• [WHAT TO DO] Please set down all the lines beneath this one exactly, without the pictures.
** Start DATA **
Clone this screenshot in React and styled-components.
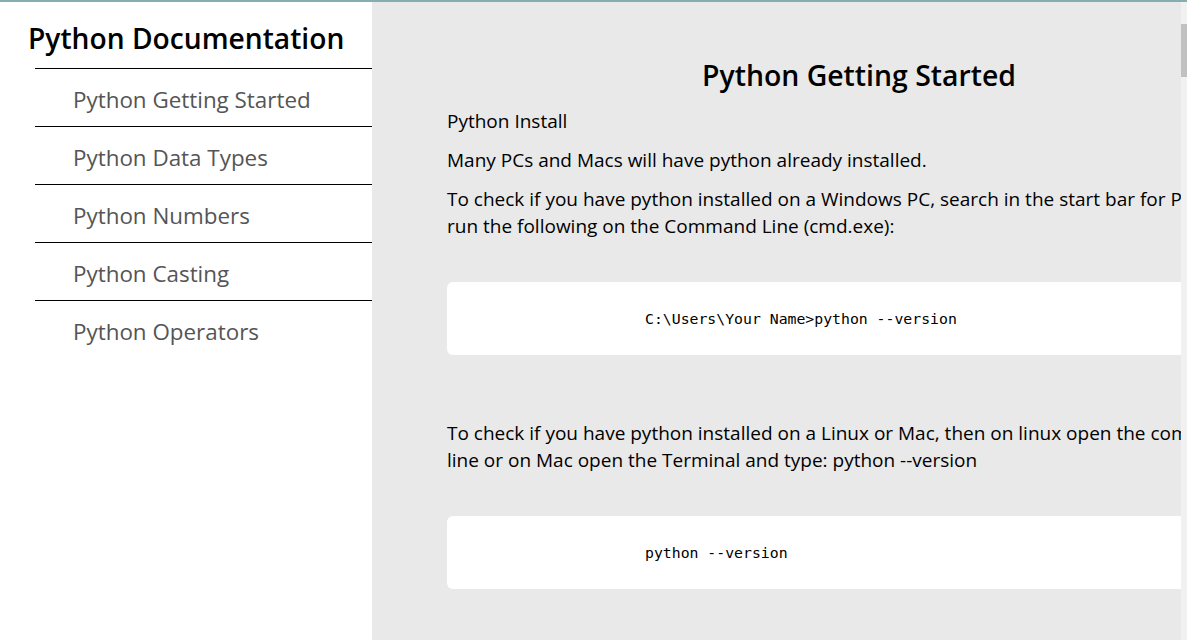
import React from "react";
import styled, { createGlobalStyle } from "styled-components";

const GlobalStyle = createGlobalStyle`
  html, body {
    margin: 0;
    padding: 0;
    overflow: hidden;
  }

  body {
    font-family: "Open Sans", "Noto Sans", sans-serif;
    background-color: #e9e9e9;
  }
`;

const Layout = styled.div`
  display: grid;
  grid-template-columns: 372px 1fr;
  border-top: 2px solid #86aeb1;
  height: calc(100vh - 2px);
`;

const Sidebar = styled.aside`
  background-color: #ffffff;
  display: flex;
  flex-direction: column;
`;

const SidebarTitle = styled.h2`
  margin: 0;
  padding: 16px 0 0 28px;
  height: 50px;
  font-size: 28.2px;
  line-height: 40px;
  font-weight: 600;
  color: #000000;
  white-space: nowrap;
`;

const NavList = styled.ul`
  list-style: none;
  margin: 0 0 0 35px;
  padding: 0;
`;

const NavItem = styled.li`
  border-top: 1px solid #000000;
  height: 57px;
  box-sizing: border-box;
  height: 58px;
  display: flex;
  align-items: center;
  padding: 3px 0 0 38px;
  font-size: 22.4px;
  color: #555555;
  cursor: pointer;
`;

const Main = styled.main`
  overflow: hidden;
  padding: 52px 0 0 75px;
`;

const Content = styled.section`
  width: 824px;
  color: #000000;
`;

const Heading = styled.h1`
  margin: 0 0 12px;
  text-align: center;
  font-size: 28.4px;
  line-height: 42px;
  font-weight: 600;
`;

const Paragraph = styled.p`
  margin: 0 0 12px;
  font-size: 19px;
  line-height: 27px;
`;

const CodeBox = styled.pre`
  margin: 42px 0 65px;
  padding: 0 0 0 198px;
  height: 73px;
  display: flex;
  align-items: center;
  background-color: #ffffff;
  border-radius: 6px;
  font-family: "DejaVu Sans Mono", "Liberation Mono", monospace;
  font-size: 14.8px;
  color: #000000;
`;

/* stand-in for the browser's vertical scrollbar, drawn over the page edge */
const ScrollTrack = styled.div`
  position: fixed;
  top: 2px;
  right: 0;
  bottom: 0;
  width: 6px;
  background-color: #f1f1f1;
`;

const ScrollThumb = styled.div`
  margin-top: 22px;
  height: 53px;
  background-color: #c1c1c1;
`;

const topics = [
  "Python Getting Started",
  "Python Data Types",
  "Python Numbers",
  "Python Casting",
  "Python Operators",
];

export default function App() {
  return (
    <>
      <GlobalStyle />
      <Layout>
        <Sidebar>
          <SidebarTitle>Python Documentation</SidebarTitle>
          <NavList>
            {topics.map((t) => (
              <NavItem key={t}>{t}</NavItem>
            ))}
          </NavList>
        </Sidebar>
        <Main>
          <Content>
            <Heading>Python Getting Started</Heading>
            <Paragraph>Python Install</Paragraph>
            <Paragraph>Many PCs and Macs will have python already installed.</Paragraph>
            <Paragraph>
              To check if you have python installed on a Windows PC, search in the start bar for
              Python or run the following on the Command Line (cmd.exe):
            </Paragraph>
            <CodeBox>C:\Users\Your Name&gt;python --version</CodeBox>
            <Paragraph>
              To check if you have python installed on a Linux or Mac, then on linux open the
              command line or on Mac open the Terminal and type: python --version
            </Paragraph>
            <CodeBox>python --version</CodeBox>
          </Content>
        </Main>
      </Layout>
      <ScrollTrack>
        <ScrollThumb />
      </ScrollTrack>
    </>
  );
}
** End DATA **
• [THE RESULT]
Clone this screenshot in React and styled-components.
import React from "react";
import styled, { createGlobalStyle } from "styled-components";

const GlobalStyle = createGlobalStyle`
  html, body {
    margin: 0;
    padding: 0;
    overflow: hidden;
  }

  body {
    font-family: "Open Sans", "Noto Sans", sans-serif;
    background-color: #e9e9e9;
  }
`;

const Layout = styled.div`
  display: grid;
  grid-template-columns: 372px 1fr;
  border-top: 2px solid #86aeb1;
  height: calc(100vh - 2px);
`;

const Sidebar = styled.aside`
  background-color: #ffffff;
  display: flex;
  flex-direction: column;
`;

const SidebarTitle = styled.h2`
  margin: 0;
  padding: 16px 0 0 28px;
  height: 50px;
  font-size: 28.2px;
  line-height: 40px;
  font-weight: 600;
  color: #000000;
  white-space: nowrap;
`;

const NavList = styled.ul`
  list-style: none;
  margin: 0 0 0 35px;
  padding: 0;
`;

const NavItem = styled.li`
  border-top: 1px solid #000000;
  height: 57px;
  box-sizing: border-box;
  height: 58px;
  display: flex;
  align-items: center;
  padding: 3px 0 0 38px;
  font-size: 22.4px;
  color: #555555;
  cursor: pointer;
`;

const Main = styled.main`
  overflow: hidden;
  padding: 52px 0 0 75px;
`;

const Content = styled.section`
  width: 824px;
  color: #000000;
`;

const Heading = styled.h1`
  margin: 0 0 12px;
  text-align: center;
  font-size: 28.4px;
  line-height: 42px;
  font-weight: 600;
`;

const Paragraph = styled.p`
  margin: 0 0 12px;
  font-size: 19px;
  line-height: 27px;
`;

const CodeBox = styled.pre`
  margin: 42px 0 65px;
  padding: 0 0 0 198px;
  height: 73px;
  display: flex;
  align-items: center;
  background-color: #ffffff;
  border-radius: 6px;
  font-family: "DejaVu Sans Mono", "Liberation Mono", monospace;
  font-size: 14.8px;
  color: #000000;
`;

/* stand-in for the browser's vertical scrollbar, drawn over the page edge */
const ScrollTrack = styled.div`
  position: fixed;
  top: 2px;
  right: 0;
  bottom: 0;
  width: 6px;
  background-color: #f1f1f1;
`;

const ScrollThumb = styled.div`
  margin-top: 22px;
  height: 53px;
  background-color: #c1c1c1;
`;

const topics = [
  "Python Getting Started",
  "Python Data Types",
  "Python Numbers",
  "Python Casting",
  "Python Operators",
];

export default function App() {
  return (
    <>
      <GlobalStyle />
      <Layout>
        <Sidebar>
          <SidebarTitle>Python Documentation</SidebarTitle>
          <NavList>
            {topics.map((t) => (
              <NavItem key={t}>{t}</NavItem>
            ))}
          </NavList>
        </Sidebar>
        <Main>
          <Content>
            <Heading>Python Getting Started</Heading>
            <Paragraph>Python Install</Paragraph>
            <Paragraph>Many PCs and Macs will have python already installed.</Paragraph>
            <Paragraph>
              To check if you have python installed on a Windows PC, search in the start bar for
              Python or run the following on the Command Line (cmd.exe):
            </Paragraph>
            <CodeBox>C:\Users\Your Name&gt;python --version</CodeBox>
            <Paragraph>
              To check if you have python installed on a Linux or Mac, then on linux open the
              command line or on Mac open the Terminal and type: python --version
            </Paragraph>
            <CodeBox>python --version</CodeBox>
          </Content>
        </Main>
      </Layout>
      <ScrollTrack>
        <ScrollThumb />
      </ScrollTrack>
    </>
  );
}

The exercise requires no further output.